— Start —
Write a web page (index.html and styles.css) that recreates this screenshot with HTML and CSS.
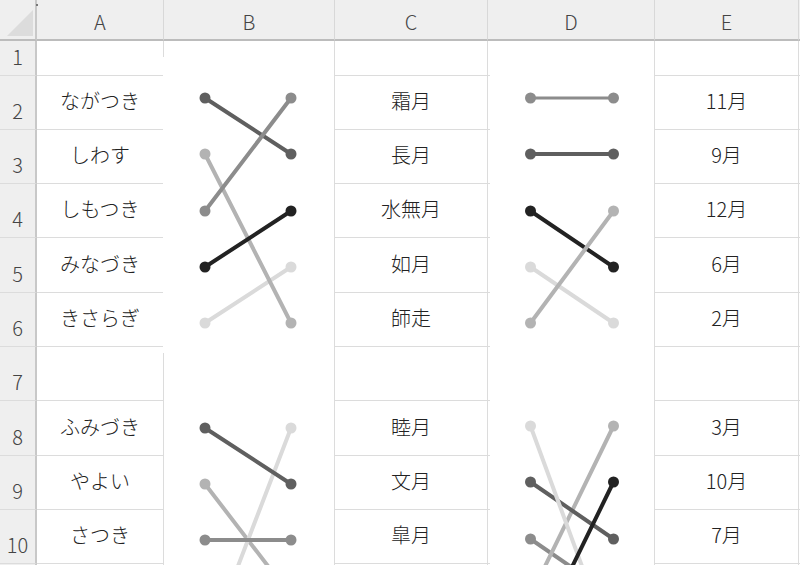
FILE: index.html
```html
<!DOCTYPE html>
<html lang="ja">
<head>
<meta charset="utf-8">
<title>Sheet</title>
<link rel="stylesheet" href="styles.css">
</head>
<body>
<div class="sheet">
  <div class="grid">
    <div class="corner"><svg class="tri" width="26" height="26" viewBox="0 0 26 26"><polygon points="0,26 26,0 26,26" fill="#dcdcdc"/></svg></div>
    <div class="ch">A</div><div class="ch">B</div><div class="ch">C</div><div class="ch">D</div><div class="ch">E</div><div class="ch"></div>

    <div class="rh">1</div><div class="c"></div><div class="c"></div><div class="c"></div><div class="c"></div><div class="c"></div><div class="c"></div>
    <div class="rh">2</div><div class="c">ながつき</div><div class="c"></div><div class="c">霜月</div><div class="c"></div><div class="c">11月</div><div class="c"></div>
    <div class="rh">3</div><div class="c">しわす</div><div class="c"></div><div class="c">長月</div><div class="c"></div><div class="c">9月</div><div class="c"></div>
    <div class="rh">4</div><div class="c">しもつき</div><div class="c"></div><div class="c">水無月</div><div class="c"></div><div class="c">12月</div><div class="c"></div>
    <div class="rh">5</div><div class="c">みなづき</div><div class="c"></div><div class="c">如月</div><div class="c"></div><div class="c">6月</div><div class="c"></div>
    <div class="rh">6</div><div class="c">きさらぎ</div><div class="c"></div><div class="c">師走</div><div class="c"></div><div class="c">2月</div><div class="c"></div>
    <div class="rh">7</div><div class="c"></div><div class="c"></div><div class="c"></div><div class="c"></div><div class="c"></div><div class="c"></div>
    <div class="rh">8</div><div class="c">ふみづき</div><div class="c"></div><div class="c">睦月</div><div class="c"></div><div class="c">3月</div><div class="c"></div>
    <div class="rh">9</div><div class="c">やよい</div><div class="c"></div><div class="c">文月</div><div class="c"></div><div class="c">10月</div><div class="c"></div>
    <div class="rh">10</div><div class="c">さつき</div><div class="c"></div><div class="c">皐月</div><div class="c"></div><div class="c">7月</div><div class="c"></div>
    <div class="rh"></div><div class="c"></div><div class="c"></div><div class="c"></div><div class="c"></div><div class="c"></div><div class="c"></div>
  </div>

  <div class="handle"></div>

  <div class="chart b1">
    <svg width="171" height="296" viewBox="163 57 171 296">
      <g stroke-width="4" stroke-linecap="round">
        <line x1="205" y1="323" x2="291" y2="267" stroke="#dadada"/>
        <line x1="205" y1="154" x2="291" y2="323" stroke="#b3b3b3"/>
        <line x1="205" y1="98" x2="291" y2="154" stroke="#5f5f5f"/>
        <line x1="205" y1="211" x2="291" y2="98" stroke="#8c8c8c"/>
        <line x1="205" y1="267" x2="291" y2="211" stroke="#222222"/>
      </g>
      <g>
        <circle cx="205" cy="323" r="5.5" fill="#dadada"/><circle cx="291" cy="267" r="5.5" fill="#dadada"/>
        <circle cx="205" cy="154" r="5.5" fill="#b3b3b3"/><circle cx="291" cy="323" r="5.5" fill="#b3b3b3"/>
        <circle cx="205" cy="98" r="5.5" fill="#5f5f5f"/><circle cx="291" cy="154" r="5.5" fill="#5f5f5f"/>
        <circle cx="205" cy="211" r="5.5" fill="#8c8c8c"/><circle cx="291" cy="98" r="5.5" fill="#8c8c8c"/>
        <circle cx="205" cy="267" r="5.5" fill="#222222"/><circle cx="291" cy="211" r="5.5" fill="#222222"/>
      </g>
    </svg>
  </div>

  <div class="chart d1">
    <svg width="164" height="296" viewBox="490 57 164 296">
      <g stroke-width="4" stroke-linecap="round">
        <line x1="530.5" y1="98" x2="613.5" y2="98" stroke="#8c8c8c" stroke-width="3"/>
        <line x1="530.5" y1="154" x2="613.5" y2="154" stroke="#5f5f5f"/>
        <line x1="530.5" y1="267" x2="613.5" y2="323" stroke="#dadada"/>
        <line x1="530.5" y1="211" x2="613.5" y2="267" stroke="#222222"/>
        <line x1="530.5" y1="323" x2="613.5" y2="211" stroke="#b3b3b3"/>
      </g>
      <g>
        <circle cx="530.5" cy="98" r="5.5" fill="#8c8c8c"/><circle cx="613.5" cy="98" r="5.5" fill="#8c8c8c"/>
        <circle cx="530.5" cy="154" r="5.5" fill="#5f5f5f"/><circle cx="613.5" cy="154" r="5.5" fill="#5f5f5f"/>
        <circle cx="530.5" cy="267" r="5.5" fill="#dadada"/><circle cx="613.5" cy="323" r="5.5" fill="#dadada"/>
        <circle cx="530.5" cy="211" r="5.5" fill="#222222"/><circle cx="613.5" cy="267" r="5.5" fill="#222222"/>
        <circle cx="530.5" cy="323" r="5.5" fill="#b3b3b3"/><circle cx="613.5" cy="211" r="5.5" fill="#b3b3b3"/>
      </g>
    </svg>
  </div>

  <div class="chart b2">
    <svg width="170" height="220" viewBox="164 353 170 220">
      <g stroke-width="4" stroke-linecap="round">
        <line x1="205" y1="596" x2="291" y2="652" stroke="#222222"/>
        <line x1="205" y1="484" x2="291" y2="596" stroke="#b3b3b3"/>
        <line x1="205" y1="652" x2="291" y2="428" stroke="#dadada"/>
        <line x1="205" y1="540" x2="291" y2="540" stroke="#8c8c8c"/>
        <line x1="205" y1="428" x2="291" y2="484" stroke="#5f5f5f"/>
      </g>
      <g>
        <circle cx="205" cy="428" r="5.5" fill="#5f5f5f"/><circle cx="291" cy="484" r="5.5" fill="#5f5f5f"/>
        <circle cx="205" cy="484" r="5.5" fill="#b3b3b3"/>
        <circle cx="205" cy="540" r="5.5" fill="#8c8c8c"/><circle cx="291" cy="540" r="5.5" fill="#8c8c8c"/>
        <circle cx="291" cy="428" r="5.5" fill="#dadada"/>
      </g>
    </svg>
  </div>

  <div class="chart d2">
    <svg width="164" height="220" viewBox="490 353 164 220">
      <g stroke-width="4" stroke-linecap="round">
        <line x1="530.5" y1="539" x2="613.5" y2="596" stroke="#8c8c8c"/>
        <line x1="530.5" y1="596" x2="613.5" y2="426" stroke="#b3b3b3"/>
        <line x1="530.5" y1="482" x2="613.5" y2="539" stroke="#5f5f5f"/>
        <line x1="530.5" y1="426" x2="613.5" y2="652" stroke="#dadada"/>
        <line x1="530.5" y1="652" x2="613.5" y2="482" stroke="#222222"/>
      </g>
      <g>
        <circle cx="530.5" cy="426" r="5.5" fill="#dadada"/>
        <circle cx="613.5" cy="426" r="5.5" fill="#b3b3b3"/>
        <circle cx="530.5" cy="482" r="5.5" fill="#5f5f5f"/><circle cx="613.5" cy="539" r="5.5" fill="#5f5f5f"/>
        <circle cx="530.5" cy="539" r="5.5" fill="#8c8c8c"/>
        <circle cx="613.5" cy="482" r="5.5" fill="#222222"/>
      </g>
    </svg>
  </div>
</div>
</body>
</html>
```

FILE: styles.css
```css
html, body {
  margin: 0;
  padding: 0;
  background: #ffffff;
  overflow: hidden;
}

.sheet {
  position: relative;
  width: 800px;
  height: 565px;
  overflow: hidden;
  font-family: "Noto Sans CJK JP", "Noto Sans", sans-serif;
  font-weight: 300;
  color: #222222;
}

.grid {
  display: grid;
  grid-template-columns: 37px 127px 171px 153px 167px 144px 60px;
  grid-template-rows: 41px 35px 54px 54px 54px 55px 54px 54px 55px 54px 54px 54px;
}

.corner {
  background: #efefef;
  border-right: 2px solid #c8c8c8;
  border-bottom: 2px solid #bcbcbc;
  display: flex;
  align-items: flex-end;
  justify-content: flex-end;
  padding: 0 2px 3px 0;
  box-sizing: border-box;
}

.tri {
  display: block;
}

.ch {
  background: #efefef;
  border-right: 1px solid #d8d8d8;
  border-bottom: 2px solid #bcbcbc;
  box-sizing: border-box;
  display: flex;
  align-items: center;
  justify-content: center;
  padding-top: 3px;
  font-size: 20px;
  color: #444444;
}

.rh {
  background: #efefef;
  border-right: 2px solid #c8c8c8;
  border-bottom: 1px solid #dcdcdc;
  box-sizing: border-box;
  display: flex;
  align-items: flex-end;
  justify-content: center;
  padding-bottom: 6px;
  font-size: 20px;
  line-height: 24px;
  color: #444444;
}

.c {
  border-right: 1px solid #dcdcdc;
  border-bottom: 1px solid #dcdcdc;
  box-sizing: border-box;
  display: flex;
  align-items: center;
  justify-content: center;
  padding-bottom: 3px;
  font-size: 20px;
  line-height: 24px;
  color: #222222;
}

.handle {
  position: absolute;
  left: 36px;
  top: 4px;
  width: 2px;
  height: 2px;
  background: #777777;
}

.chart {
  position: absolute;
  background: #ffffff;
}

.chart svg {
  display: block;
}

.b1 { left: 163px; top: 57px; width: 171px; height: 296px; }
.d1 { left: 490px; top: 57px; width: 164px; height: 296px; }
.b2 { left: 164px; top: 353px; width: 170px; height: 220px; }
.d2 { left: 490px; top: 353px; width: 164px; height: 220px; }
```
— End —
* **TO BE DONE**
Search the listing for the string "styles". Copy each line where it turns up.

* **ANSWER BELOW**
Write a web page (index.html and styles.css) that recreates this screenshot with HTML and CSS.
<link rel="stylesheet" href="styles.css">
FILE: styles.css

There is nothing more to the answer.